------ COLLECTED DATA
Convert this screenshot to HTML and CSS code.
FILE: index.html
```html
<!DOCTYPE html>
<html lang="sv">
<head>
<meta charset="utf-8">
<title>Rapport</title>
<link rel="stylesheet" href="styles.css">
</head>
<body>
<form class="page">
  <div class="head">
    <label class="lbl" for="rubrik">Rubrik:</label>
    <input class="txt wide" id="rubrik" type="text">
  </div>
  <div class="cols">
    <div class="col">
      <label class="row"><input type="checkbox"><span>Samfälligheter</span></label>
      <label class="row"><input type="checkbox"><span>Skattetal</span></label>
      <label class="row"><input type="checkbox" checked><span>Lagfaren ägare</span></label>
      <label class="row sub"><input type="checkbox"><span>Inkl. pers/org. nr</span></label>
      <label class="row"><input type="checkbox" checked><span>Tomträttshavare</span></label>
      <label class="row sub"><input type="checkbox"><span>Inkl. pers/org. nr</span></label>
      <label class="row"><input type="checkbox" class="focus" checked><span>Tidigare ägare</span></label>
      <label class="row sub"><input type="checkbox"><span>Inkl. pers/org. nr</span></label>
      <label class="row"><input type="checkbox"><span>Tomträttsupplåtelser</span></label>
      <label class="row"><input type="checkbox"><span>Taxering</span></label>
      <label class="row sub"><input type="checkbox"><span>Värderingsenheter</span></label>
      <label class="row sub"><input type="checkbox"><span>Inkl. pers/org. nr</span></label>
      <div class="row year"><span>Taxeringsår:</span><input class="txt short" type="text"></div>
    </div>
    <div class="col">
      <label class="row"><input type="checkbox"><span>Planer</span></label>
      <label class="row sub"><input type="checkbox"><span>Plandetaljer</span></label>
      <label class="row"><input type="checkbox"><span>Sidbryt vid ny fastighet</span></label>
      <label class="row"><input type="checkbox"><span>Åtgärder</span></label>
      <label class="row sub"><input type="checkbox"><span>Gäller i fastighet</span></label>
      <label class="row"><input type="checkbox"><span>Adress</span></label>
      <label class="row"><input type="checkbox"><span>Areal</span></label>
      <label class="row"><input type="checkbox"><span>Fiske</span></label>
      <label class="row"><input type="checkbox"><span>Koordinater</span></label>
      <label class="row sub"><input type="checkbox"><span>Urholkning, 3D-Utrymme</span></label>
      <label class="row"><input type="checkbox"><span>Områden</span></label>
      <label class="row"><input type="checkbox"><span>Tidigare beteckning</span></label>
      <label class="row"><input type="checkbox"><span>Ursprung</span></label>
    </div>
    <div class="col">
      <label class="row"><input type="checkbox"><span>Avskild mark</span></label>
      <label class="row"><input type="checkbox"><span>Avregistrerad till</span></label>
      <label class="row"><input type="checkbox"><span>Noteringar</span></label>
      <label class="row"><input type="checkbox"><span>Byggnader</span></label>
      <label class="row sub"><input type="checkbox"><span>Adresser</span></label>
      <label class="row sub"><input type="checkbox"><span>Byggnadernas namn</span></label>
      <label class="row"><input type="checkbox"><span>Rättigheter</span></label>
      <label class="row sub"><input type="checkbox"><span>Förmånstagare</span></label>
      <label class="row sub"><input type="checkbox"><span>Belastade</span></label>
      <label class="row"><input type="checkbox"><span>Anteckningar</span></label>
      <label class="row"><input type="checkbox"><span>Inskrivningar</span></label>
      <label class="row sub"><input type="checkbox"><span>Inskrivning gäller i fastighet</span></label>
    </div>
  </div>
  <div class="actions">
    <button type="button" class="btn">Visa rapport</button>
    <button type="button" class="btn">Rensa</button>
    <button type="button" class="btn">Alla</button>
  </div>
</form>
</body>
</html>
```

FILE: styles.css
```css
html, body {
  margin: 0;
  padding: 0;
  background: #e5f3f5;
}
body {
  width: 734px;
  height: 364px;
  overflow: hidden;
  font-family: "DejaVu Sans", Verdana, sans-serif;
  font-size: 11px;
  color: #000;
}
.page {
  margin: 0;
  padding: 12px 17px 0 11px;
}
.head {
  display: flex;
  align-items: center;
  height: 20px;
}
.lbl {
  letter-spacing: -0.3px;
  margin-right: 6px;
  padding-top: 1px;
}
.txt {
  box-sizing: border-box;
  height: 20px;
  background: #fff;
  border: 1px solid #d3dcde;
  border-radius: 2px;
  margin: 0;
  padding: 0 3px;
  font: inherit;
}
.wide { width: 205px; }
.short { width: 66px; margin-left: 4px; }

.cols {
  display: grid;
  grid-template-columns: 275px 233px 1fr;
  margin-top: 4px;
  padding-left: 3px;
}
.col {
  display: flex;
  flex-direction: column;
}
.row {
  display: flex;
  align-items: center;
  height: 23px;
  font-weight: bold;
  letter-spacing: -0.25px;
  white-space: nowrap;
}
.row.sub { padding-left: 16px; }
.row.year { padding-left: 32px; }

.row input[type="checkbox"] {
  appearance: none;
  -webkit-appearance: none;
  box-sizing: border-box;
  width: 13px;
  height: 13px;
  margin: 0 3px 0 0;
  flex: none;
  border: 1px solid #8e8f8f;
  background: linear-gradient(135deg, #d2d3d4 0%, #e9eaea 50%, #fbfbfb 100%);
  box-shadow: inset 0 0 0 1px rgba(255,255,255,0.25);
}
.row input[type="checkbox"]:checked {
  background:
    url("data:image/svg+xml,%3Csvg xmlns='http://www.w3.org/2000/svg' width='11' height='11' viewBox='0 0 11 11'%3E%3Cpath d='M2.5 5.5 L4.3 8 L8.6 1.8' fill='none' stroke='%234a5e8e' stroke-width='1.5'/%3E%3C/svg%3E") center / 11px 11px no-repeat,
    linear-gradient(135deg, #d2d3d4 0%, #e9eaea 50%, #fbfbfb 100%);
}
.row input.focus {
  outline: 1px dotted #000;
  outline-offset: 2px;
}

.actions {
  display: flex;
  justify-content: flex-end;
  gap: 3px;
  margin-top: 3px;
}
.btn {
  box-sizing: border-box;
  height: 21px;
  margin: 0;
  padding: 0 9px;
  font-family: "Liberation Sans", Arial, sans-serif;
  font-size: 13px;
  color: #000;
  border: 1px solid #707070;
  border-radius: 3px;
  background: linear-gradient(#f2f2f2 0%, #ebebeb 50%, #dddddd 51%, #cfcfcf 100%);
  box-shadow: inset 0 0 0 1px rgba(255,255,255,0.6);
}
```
------------
* TASK REQUIREMENTS: Repeat every line of the data, exactly and in full.

* THE SOLUTION:
Convert this screenshot to HTML and CSS code.
FILE: index.html
```html
<!DOCTYPE html>
<html lang="sv">
<head>
<meta charset="utf-8">
<title>Rapport</title>
<link rel="stylesheet" href="styles.css">
</head>
<body>
<form class="page">
  <div class="head">
    <label class="lbl" for="rubrik">Rubrik:</label>
    <input class="txt wide" id="rubrik" type="text">
  </div>
  <div class="cols">
    <div class="col">
      <label class="row"><input type="checkbox"><span>Samfälligheter</span></label>
      <label class="row"><input type="checkbox"><span>Skattetal</span></label>
      <label class="row"><input type="checkbox" checked><span>Lagfaren ägare</span></label>
      <label class="row sub"><input type="checkbox"><span>Inkl. pers/org. nr</span></label>
      <label class="row"><input type="checkbox" checked><span>Tomträttshavare</span></label>
      <label class="row sub"><input type="checkbox"><span>Inkl. pers/org. nr</span></label>
      <label class="row"><input type="checkbox" class="focus" checked><span>Tidigare ägare</span></label>
      <label class="row sub"><input type="checkbox"><span>Inkl. pers/org. nr</span></label>
      <label class="row"><input type="checkbox"><span>Tomträttsupplåtelser</span></label>
      <label class="row"><input type="checkbox"><span>Taxering</span></label>
      <label class="row sub"><input type="checkbox"><span>Värderingsenheter</span></label>
      <label class="row sub"><input type="checkbox"><span>Inkl. pers/org. nr</span></label>
      <div class="row year"><span>Taxeringsår:</span><input class="txt short" type="text"></div>
    </div>
    <div class="col">
      <label class="row"><input type="checkbox"><span>Planer</span></label>
      <label class="row sub"><input type="checkbox"><span>Plandetaljer</span></label>
      <label class="row"><input type="checkbox"><span>Sidbryt vid ny fastighet</span></label>
      <label class="row"><input type="checkbox"><span>Åtgärder</span></label>
      <label class="row sub"><input type="checkbox"><span>Gäller i fastighet</span></label>
      <label class="row"><input type="checkbox"><span>Adress</span></label>
      <label class="row"><input type="checkbox"><span>Areal</span></label>
      <label class="row"><input type="checkbox"><span>Fiske</span></label>
      <label class="row"><input type="checkbox"><span>Koordinater</span></label>
      <label class="row sub"><input type="checkbox"><span>Urholkning, 3D-Utrymme</span></label>
      <label class="row"><input type="checkbox"><span>Områden</span></label>
      <label class="row"><input type="checkbox"><span>Tidigare beteckning</span></label>
      <label class="row"><input type="checkbox"><span>Ursprung</span></label>
    </div>
    <div class="col">
      <label class="row"><input type="checkbox"><span>Avskild mark</span></label>
      <label class="row"><input type="checkbox"><span>Avregistrerad till</span></label>
      <label class="row"><input type="checkbox"><span>Noteringar</span></label>
      <label class="row"><input type="checkbox"><span>Byggnader</span></label>
      <label class="row sub"><input type="checkbox"><span>Adresser</span></label>
      <label class="row sub"><input type="checkbox"><span>Byggnadernas namn</span></label>
      <label class="row"><input type="checkbox"><span>Rättigheter</span></label>
      <label class="row sub"><input type="checkbox"><span>Förmånstagare</span></label>
      <label class="row sub"><input type="checkbox"><span>Belastade</span></label>
      <label class="row"><input type="checkbox"><span>Anteckningar</span></label>
      <label class="row"><input type="checkbox"><span>Inskrivningar</span></label>
      <label class="row sub"><input type="checkbox"><span>Inskrivning gäller i fastighet</span></label>
    </div>
  </div>
  <div class="actions">
    <button type="button" class="btn">Visa rapport</button>
    <button type="button" class="btn">Rensa</button>
    <button type="button" class="btn">Alla</button>
  </div>
</form>
</body>
</html>
```

FILE: styles.css
```css
html, body {
  margin: 0;
  padding: 0;
  background: #e5f3f5;
}
body {
  width: 734px;
  height: 364px;
  overflow: hidden;
  font-family: "DejaVu Sans", Verdana, sans-serif;
  font-size: 11px;
  color: #000;
}
.page {
  margin: 0;
  padding: 12px 17px 0 11px;
}
.head {
  display: flex;
  align-items: center;
  height: 20px;
}
.lbl {
  letter-spacing: -0.3px;
  margin-right: 6px;
  padding-top: 1px;
}
.txt {
  box-sizing: border-box;
  height: 20px;
  background: #fff;
  border: 1px solid #d3dcde;
  border-radius: 2px;
  margin: 0;
  padding: 0 3px;
  font: inherit;
}
.wide { width: 205px; }
.short { width: 66px; margin-left: 4px; }

.cols {
  display: grid;
  grid-template-columns: 275px 233px 1fr;
  margin-top: 4px;
  padding-left: 3px;
}
.col {
  display: flex;
  flex-direction: column;
}
.row {
  display: flex;
  align-items: center;
  height: 23px;
  font-weight: bold;
  letter-spacing: -0.25px;
  white-space: nowrap;
}
.row.sub { padding-left: 16px; }
.row.year { padding-left: 32px; }

.row input[type="checkbox"] {
  appearance: none;
  -webkit-appearance: none;
  box-sizing: border-box;
  width: 13px;
  height: 13px;
  margin: 0 3px 0 0;
  flex: none;
  border: 1px solid #8e8f8f;
  background: linear-gradient(135deg, #d2d3d4 0%, #e9eaea 50%, #fbfbfb 100%);
  box-shadow: inset 0 0 0 1px rgba(255,255,255,0.25);
}
.row input[type="checkbox"]:checked {
  background:
    url("data:image/svg+xml,%3Csvg xmlns='http://www.w3.org/2000/svg' width='11' height='11' viewBox='0 0 11 11'%3E%3Cpath d='M2.5 5.5 L4.3 8 L8.6 1.8' fill='none' stroke='%234a5e8e' stroke-width='1.5'/%3E%3C/svg%3E") center / 11px 11px no-repeat,
    linear-gradient(135deg, #d2d3d4 0%, #e9eaea 50%, #fbfbfb 100%);
}
.row input.focus {
  outline: 1px dotted #000;
  outline-offset: 2px;
}

.actions {
  display: flex;
  justify-content: flex-end;
  gap: 3px;
  margin-top: 3px;
}
.btn {
  box-sizing: border-box;
  height: 21px;
  margin: 0;
  padding: 0 9px;
  font-family: "Liberation Sans", Arial, sans-serif;
  font-size: 13px;
  color: #000;
  border: 1px solid #707070;
  border-radius: 3px;
  background: linear-gradient(#f2f2f2 0%, #ebebeb 50%, #dddddd 51%, #cfcfcf 100%);
  box-shadow: inset 0 0 0 1px rgba(255,255,255,0.6);
}
```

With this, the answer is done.